Steely and determined, Rudd announced there would be a leadership ballot come the morn, and that he would subsequently enter the fight of his political life.

Here’s what Crikey’s crack team of writers had to say:

Bernard Keane: Rudd finally meets his match in Julia Gillard – and party powerbrokers

…it appears now that Rudd, who achieved such stratospheric popularity ratings for so long as both Opposition Leader and Prime Minister, has met his match in the feisty redhead from Melbourne whose blunt, authentic style has so strongly appealed to voters while Rudd’s stocks have fallen in recent months.

Guy Rundle: First bid – What was Ruddism?

…it is still possible that Kevin Rudd may survive tomorrow’s spill. But if he does it seems almost certain it will be by no convincing margin. Furthermore, he’ll have to sack Gillard and reshuffle.

Shakira Hussein: #firstfemalepm?

If the ALP elects Julia Gillard tomorrow, it will deprive Muslims of the sanctimonious more-feminist-than-thou line “Well, of course, there have been female leaders of so many Muslim countries – Pakistan, Bangladesh, Indonesia – and Australia is yet to have a female Prime Minister.”

Possum Comitatus: Spill

Kevin Rudd is now toast, as the ALP has no choice but to elect Gillard or they elect Abbott as PM by default at the next election – it is the challenge itself that slits Rudd’s throat, not the actual outcome of the leadership ballot.

And here’s what the rest of the pundits had to say:

The Age

Michael Jordan: First female PM? She’s confident, disciplined – and has no trace of hubris

Julia Gillard has never suffered from a shortfall of self-confidence but, equally, she has never displayed the kind of naked ambition that defined Kevin Rudd before he got the job, either.

Michelle Grattan: Dominoes tumble quickly as polls rule the night

Kevin Rudd’s leadership has been trashed in an extraordinary and unprecedented manner. The man obsessed with control lost control of his government, his party and his prime ministership in a night of wildness.
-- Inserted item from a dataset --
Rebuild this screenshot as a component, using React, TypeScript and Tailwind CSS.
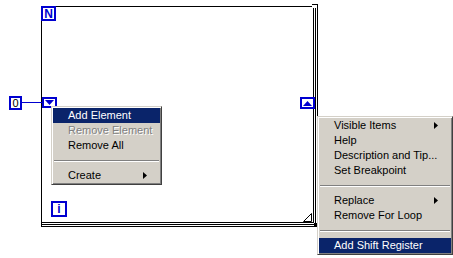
import React from "react";

type Item = { label: string; sep?: boolean; sub?: boolean; active?: boolean; disabled?: boolean };

const loopMenu: Item[] = [
  { label: "Add Element", active: true },
  { label: "Remove Element", disabled: true },
  { label: "Remove All" },
  { label: "", sep: true },
  { label: "Create", sub: true },
];

const frameMenu: Item[] = [
  { label: "Visible Items", sub: true },
  { label: "Help" },
  { label: "Description and Tip..." },
  { label: "Set Breakpoint" },
  { label: "", sep: true },
  { label: "Replace", sub: true },
  { label: "Remove For Loop" },
  { label: "", sep: true },
  { label: "Add Shift Register", active: true },
];

function SubArrow({ white }: { white?: boolean }) {
  return (
    <svg width="4" height="7" viewBox="0 0 4 7" className="mr-[13px]">
      <path d="M0 0 L4 3.5 L0 7 Z" fill={white ? "#fff" : "#000"} />
    </svg>
  );
}

function PopupMenu({ items, className }: { items: Item[]; className: string }) {
  return (
    <div
      className={`absolute border border-t-[#d4d0c8] border-l-[#d4d0c8] border-r-[#404040] border-b-[#404040] bg-[#d4d0c8] p-[1px] shadow-[inset_1px_1px_0_#fff,inset_-1px_-1px_0_#808080] ${className}`}
    >
      {items.map((it, i) =>
        it.sep ? (
          <div key={i} className="h-[15px] pt-[7px] px-[1px]">
            <div className="border-t border-b border-t-[#808080] border-b-white" />
          </div>
        ) : (
          <div
            key={i}
            className={`h-[15px] flex items-center justify-between pl-[15px] leading-none ${
              it.active ? "bg-[#0a246a] text-white" : it.disabled ? "text-[#808080] [text-shadow:1px_1px_0_#fff]" : "text-black"
            }`}
          >
            <span>{it.label}</span>
            {it.sub && <SubArrow white={it.active} />}
          </div>
        )
      )}
    </div>
  );
}

function Terminal({ className, children }: { className: string; children: React.ReactNode }) {
  return (
    <div className={`absolute flex items-center justify-center border-2 border-[#0000d0] bg-white ${className}`}>
      {children}
    </div>
  );
}

export default function App() {
  return (
    <div className="relative w-[453px] h-[258px] bg-white overflow-hidden font-['Liberation_Sans',Arial,sans-serif] text-[11px]">
      {/* For Loop frame */}
      <div className="absolute left-[41px] top-[6px] w-[277px] h-[221px] border-r border-b border-black pr-[1px] pb-[1px]">
        <div className="h-full border-r border-b border-black pr-[1px] pb-[1px]">
          <div className="h-full border border-black bg-white" />
        </div>
      </div>

      {/* frame corner details */}
      <div className="absolute left-[312px] top-[4px] w-[6px] h-[4px] border-t border-r border-black bg-white" />
      <div className="absolute left-[41px] top-[222px] w-[6px] h-[5px] border-l border-b border-black" />
      <div className="absolute left-[314px] top-[223px] w-[4px] h-[4px] bg-black" />
      <svg className="absolute left-[303px] top-[213px]" width="9" height="9" viewBox="0 0 9 9">
        <path d="M0.5 8.5 L8.5 0.5 L8.5 8.5 Z" fill="#fff" stroke="#000" strokeWidth="1" />
      </svg>

      {/* N count terminal */}
      <Terminal className="left-[41px] top-[6px] w-[15px] h-[15px]">
        <span className="text-[#0000d0] font-bold text-[12px] leading-none">N</span>
      </Terminal>

      {/* constant 0 with wire */}
      <Terminal className="left-[9px] top-[96px] w-[13px] h-[14px]">
        <span className="text-black text-[11px] leading-none">0</span>
      </Terminal>
      <div className="absolute left-[22px] top-[102px] w-[20px] h-[1px] bg-[#0000d0]" />

      {/* shift register / tunnel arrows */}
      <Terminal className="left-[42px] top-[97px] w-[15px] h-[11px]">
        <svg width="9" height="5" viewBox="0 0 9 5">
          <path d="M0 0 L9 0 L4.5 5 Z" fill="#0000d0" />
        </svg>
      </Terminal>
      <Terminal className="left-[300px] top-[97px] w-[15px] h-[12px]">
        <svg width="9" height="5" viewBox="0 0 9 5">
          <path d="M0 5 L9 5 L4.5 0 Z" fill="#0000d0" />
        </svg>
      </Terminal>

      {/* iteration terminal */}
      <Terminal className="left-[51px] top-[201px] w-[16px] h-[16px]">
        <span className="text-[#0000d0] font-bold text-[12px] leading-none">i</span>
      </Terminal>

      <PopupMenu items={loopMenu} className="left-[51px] top-[106px] w-[111px]" />
      <PopupMenu items={frameMenu} className="left-[317px] top-[116px] w-[136px]" />
    </div>
  );
}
Shaun Carney: Hell hath no fury like a deputy scorned

Bit by bit during the past two months, Kevin Rudd squandered his authority as Prime Minister. But he could always rely on his deputy, Julia Gillard, to back him ˜ until yesterday, when a newspaper report ripped their relationship apart.

Sydney Morning Herald

Peter Hartcher: Wild burst of anger shears Labor

The federal government now belongs to Julia Gillard. The internal support base for Kevin Rudd’s prime ministership has fractured spectacularly. The Labor caucus is likely to elect her as prime minister today. But even if it does not, the Rudd prime ministership has been fatally damaged by the wild burst of anger that sheared through the party yesterday.

Lenore Taylor:  A tinder-dry mood and the sparks fly

The Labor Party is facing its worst-case scenario, the option its powerbrokers always said was unthinkable. Kevin Rudd is insisting Julia Gillard blast him out, just a few months before a poll. This morning she just could.

Phillip Coorey: The faceless men who conspired to bring down the Prime Minister

Senators David Feeney and Don Farrell are hardly household names but they led the push that threatens to bring down a prime minister.

Mark Davis: Building ambition from the sandpit of politics

As natural and impressive as Julia Gillard’s rise through the political ranks to this morning’s moment of destiny has seemed, it has not always been easy.

The Australian

George Megalogenis: Game over for Kevin Rudd

Kevin Rudd is finished as prime minister. Julia Gillard will surely take his place after tonight’s drama, breaking two records in the one coup. She will be the nation’s first female prime minister.

Peter van Onselen: Going from hero to zero in three years

How did it come to this? Kevin Rudd has gone from hero to zero in less than three years. He was our most popular prime minister in history according to opinion polls yet now he is likely to be defeated just before an election.

The Punch

David Penberthy: Arise Julia Gillard, the Tim Cahill of politics

…if Julia Gillard succeeds in her 11th-hour leadership coup it will be the most inspired last-minute substitution since Timmy Cahill came on in Kaiserslauten against Japan in the 2006 World Cup.